### Instructions to follow
What is the number of lines containing the word "React"? Give that number alone.

Stored records
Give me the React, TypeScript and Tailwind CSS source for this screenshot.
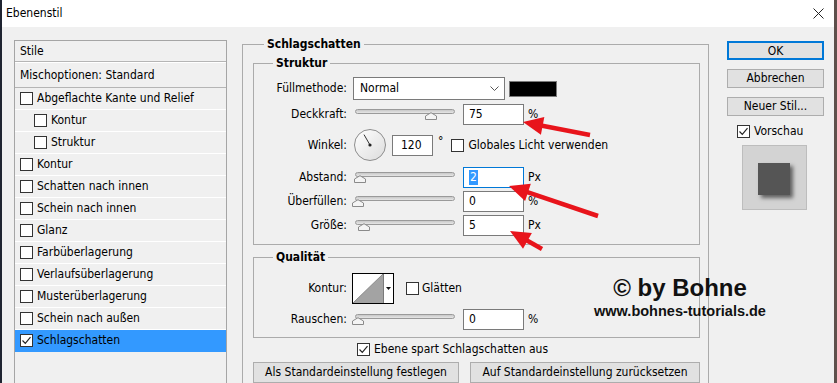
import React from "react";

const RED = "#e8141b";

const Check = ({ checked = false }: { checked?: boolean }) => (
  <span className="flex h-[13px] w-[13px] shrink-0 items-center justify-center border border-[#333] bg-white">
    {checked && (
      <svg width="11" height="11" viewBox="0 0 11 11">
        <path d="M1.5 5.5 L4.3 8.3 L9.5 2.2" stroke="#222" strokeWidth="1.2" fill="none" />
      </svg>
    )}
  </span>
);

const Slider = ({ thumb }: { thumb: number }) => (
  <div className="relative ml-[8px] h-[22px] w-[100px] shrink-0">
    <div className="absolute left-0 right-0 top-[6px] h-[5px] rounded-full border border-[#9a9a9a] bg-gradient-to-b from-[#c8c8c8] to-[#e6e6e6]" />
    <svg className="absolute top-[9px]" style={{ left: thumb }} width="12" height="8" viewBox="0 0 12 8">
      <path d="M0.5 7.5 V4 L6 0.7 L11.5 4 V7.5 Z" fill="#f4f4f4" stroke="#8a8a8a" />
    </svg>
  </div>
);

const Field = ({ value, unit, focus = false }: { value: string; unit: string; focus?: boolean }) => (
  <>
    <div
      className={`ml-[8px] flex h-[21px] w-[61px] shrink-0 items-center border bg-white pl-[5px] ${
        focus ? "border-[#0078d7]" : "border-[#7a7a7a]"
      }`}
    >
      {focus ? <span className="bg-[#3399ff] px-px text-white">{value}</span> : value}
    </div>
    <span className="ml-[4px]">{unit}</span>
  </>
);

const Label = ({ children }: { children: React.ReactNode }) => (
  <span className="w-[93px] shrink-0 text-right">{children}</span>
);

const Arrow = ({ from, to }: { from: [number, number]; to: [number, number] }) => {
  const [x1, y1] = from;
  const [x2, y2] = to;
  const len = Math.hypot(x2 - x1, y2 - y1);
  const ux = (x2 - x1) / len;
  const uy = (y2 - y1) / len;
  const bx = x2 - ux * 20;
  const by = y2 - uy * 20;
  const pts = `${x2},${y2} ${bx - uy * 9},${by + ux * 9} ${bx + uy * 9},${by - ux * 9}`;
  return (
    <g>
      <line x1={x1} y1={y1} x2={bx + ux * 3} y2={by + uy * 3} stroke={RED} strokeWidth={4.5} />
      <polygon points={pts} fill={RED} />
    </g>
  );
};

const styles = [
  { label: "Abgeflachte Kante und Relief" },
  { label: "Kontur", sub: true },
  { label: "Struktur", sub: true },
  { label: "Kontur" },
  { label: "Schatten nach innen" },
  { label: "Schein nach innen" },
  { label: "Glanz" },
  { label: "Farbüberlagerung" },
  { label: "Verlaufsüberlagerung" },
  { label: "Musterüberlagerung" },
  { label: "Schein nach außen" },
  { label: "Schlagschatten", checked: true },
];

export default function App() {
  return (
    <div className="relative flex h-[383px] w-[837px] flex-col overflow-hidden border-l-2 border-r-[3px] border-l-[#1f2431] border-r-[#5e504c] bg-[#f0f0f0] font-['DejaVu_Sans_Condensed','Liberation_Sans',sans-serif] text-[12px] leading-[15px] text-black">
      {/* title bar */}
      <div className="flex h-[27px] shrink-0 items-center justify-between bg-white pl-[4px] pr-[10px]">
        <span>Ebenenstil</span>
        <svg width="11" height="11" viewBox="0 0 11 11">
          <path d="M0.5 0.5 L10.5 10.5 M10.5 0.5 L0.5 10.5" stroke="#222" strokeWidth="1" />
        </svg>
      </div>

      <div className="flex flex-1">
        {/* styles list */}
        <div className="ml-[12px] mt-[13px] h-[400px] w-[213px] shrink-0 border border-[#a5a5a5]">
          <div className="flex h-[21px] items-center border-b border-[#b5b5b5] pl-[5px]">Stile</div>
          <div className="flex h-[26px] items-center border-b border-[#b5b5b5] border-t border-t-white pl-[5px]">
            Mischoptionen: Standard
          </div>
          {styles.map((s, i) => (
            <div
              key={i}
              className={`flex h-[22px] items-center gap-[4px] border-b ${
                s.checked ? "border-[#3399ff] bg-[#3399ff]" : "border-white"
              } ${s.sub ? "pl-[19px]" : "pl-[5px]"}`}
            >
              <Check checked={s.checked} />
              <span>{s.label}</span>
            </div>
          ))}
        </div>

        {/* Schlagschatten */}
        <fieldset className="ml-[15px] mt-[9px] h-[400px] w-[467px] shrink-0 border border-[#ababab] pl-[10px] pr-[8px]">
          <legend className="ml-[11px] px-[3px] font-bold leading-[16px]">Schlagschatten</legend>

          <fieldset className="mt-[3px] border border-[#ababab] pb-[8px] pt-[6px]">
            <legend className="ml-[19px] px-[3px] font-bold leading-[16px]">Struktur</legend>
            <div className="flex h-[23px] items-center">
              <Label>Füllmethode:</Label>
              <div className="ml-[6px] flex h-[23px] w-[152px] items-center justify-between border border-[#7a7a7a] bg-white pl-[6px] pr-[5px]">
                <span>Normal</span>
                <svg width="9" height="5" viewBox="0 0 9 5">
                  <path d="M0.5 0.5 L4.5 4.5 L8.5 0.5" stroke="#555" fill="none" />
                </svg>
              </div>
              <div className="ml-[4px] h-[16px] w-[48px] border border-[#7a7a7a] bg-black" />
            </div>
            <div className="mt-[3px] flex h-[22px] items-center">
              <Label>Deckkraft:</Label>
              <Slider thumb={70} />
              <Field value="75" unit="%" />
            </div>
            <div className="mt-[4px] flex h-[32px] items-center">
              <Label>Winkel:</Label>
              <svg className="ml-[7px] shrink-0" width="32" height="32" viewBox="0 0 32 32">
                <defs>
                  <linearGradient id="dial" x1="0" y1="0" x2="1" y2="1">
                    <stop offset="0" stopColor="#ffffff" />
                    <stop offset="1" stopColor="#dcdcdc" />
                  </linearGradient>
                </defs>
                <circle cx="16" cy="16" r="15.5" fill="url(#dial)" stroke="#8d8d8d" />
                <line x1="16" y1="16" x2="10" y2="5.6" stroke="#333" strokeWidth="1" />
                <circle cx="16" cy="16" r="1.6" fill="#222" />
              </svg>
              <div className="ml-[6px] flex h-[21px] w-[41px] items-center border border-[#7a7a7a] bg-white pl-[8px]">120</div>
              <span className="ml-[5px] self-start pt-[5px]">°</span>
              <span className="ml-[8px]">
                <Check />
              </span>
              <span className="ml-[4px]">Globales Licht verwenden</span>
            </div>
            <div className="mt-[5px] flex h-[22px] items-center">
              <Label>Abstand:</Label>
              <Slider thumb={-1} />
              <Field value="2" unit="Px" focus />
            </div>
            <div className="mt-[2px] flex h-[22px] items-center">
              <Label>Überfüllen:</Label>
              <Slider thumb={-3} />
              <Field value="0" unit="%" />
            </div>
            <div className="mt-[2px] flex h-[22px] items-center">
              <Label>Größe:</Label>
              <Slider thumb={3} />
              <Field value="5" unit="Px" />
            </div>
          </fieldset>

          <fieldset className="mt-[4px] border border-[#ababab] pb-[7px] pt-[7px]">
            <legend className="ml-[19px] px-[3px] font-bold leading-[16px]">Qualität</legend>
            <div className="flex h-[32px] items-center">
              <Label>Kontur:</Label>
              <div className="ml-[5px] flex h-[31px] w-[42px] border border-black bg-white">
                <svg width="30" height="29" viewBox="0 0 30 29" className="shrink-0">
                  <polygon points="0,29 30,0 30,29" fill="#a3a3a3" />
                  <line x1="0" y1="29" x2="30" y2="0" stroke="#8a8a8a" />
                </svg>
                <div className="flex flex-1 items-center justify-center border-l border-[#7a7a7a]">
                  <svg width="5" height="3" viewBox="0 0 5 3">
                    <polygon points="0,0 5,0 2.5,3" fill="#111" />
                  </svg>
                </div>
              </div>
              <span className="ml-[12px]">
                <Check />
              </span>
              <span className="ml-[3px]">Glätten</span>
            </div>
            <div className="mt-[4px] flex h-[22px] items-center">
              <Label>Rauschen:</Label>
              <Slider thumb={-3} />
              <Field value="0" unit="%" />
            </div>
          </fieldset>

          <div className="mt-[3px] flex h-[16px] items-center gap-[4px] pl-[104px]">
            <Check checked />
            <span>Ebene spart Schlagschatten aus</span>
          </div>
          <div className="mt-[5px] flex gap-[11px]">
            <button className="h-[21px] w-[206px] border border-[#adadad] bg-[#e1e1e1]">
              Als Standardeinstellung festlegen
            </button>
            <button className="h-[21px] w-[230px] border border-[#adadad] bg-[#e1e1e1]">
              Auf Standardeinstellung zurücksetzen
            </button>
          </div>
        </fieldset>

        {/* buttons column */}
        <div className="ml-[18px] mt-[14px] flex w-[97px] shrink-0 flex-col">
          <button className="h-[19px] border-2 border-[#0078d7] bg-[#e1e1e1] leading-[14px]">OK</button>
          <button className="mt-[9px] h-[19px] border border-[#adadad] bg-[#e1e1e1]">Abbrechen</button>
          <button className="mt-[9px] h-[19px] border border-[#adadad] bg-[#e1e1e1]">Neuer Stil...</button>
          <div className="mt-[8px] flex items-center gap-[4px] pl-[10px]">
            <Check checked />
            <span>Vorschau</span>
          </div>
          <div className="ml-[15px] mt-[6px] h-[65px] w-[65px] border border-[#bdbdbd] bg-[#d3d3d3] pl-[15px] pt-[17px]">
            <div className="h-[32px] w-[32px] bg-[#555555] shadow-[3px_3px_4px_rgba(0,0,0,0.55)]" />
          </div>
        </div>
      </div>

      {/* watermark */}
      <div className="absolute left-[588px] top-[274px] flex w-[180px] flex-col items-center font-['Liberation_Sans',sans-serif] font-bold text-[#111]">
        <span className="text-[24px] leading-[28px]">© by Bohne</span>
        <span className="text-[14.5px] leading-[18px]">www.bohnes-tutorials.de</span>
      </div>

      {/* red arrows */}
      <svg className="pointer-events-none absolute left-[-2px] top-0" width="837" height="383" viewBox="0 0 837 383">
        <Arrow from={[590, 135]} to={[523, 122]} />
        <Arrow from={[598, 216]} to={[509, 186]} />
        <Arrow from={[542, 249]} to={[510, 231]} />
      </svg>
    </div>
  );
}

* * *

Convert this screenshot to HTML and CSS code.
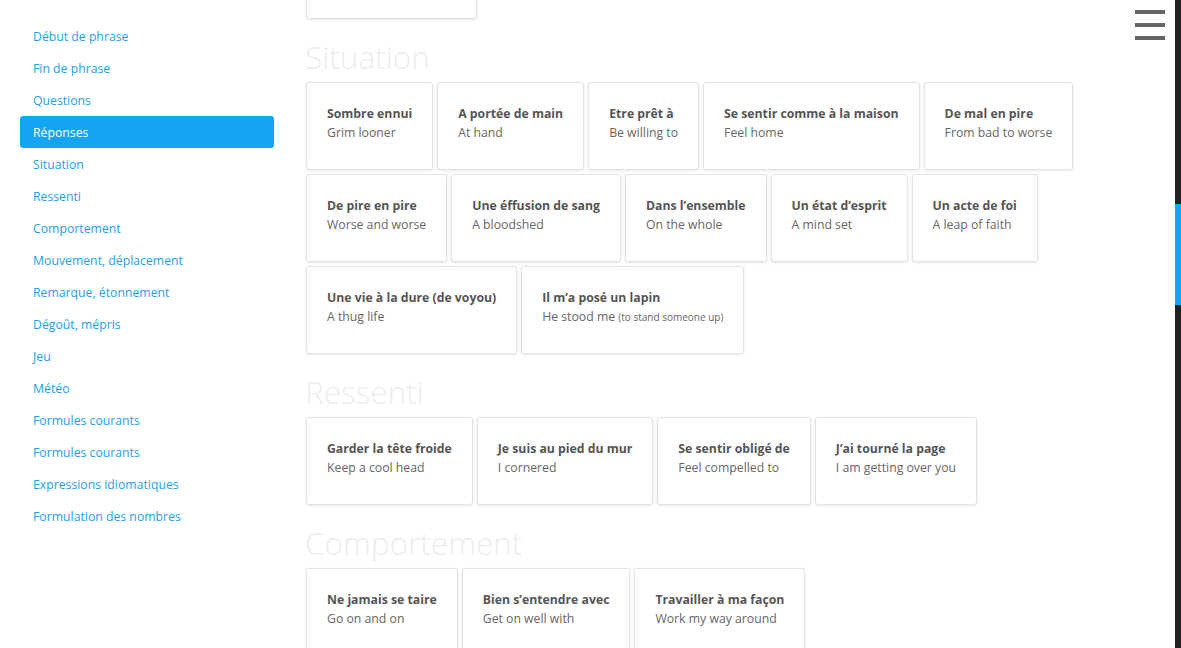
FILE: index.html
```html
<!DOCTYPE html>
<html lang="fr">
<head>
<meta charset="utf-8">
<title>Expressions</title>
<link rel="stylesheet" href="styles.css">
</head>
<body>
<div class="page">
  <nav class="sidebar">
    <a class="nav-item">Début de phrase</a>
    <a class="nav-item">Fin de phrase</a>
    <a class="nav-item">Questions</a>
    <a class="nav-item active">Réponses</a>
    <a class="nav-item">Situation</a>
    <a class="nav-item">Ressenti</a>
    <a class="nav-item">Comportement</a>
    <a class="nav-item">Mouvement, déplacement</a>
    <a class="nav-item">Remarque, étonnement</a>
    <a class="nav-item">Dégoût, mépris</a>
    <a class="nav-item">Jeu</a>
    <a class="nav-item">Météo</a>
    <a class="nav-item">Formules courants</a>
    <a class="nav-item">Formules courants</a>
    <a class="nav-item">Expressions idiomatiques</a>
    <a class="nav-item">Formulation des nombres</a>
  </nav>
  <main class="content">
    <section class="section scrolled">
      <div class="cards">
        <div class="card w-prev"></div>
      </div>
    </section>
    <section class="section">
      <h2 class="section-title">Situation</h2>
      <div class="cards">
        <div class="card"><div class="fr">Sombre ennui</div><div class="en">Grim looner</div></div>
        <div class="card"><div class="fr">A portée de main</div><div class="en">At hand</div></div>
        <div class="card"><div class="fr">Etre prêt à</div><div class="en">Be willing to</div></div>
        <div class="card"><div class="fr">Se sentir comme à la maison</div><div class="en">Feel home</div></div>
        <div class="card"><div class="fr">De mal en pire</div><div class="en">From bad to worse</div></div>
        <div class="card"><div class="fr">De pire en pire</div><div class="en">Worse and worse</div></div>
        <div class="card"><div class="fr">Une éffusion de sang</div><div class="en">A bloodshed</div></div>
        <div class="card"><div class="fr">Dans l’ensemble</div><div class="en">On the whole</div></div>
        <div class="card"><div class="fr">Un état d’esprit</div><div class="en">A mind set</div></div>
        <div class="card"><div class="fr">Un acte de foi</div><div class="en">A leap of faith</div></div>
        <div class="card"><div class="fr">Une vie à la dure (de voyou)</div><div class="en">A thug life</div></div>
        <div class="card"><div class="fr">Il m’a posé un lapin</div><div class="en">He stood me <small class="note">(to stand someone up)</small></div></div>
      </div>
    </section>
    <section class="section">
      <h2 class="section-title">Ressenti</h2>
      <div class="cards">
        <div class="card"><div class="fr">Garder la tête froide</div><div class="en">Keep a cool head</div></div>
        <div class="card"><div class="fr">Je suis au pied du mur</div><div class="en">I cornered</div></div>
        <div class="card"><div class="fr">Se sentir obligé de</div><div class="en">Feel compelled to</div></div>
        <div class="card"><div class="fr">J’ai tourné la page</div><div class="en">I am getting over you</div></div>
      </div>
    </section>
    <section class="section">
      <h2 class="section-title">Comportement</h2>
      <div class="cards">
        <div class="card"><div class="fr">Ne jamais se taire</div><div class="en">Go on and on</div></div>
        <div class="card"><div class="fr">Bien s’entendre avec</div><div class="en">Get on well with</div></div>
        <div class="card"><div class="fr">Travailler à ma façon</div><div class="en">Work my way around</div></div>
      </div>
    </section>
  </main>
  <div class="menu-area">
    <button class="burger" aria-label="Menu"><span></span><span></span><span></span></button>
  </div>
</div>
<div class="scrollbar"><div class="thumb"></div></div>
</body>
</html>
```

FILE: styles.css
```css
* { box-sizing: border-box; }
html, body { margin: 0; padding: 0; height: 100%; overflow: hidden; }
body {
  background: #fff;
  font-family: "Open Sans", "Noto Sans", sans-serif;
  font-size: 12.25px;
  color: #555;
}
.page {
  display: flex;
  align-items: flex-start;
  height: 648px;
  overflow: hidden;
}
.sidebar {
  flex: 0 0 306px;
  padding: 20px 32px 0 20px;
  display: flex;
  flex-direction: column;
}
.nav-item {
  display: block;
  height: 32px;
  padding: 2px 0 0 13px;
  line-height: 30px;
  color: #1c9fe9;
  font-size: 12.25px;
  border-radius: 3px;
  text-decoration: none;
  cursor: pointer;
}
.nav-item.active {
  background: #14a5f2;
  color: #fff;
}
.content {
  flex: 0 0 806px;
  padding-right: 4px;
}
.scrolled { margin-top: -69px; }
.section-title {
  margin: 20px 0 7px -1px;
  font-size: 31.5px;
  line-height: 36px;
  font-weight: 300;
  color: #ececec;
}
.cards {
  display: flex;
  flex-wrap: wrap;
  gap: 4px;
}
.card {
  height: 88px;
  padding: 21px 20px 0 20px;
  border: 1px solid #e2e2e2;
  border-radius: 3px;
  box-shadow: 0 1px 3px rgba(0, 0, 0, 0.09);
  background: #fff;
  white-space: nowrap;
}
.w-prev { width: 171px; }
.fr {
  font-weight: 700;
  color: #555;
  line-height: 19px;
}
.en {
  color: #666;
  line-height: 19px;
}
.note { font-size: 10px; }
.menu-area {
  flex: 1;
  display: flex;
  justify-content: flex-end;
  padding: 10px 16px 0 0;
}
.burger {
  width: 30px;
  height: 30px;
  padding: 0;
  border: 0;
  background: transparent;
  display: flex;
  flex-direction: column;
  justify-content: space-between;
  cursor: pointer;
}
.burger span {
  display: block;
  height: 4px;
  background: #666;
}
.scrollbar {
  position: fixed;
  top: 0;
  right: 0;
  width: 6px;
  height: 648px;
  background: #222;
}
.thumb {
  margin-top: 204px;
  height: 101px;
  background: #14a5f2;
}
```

### Task solution
3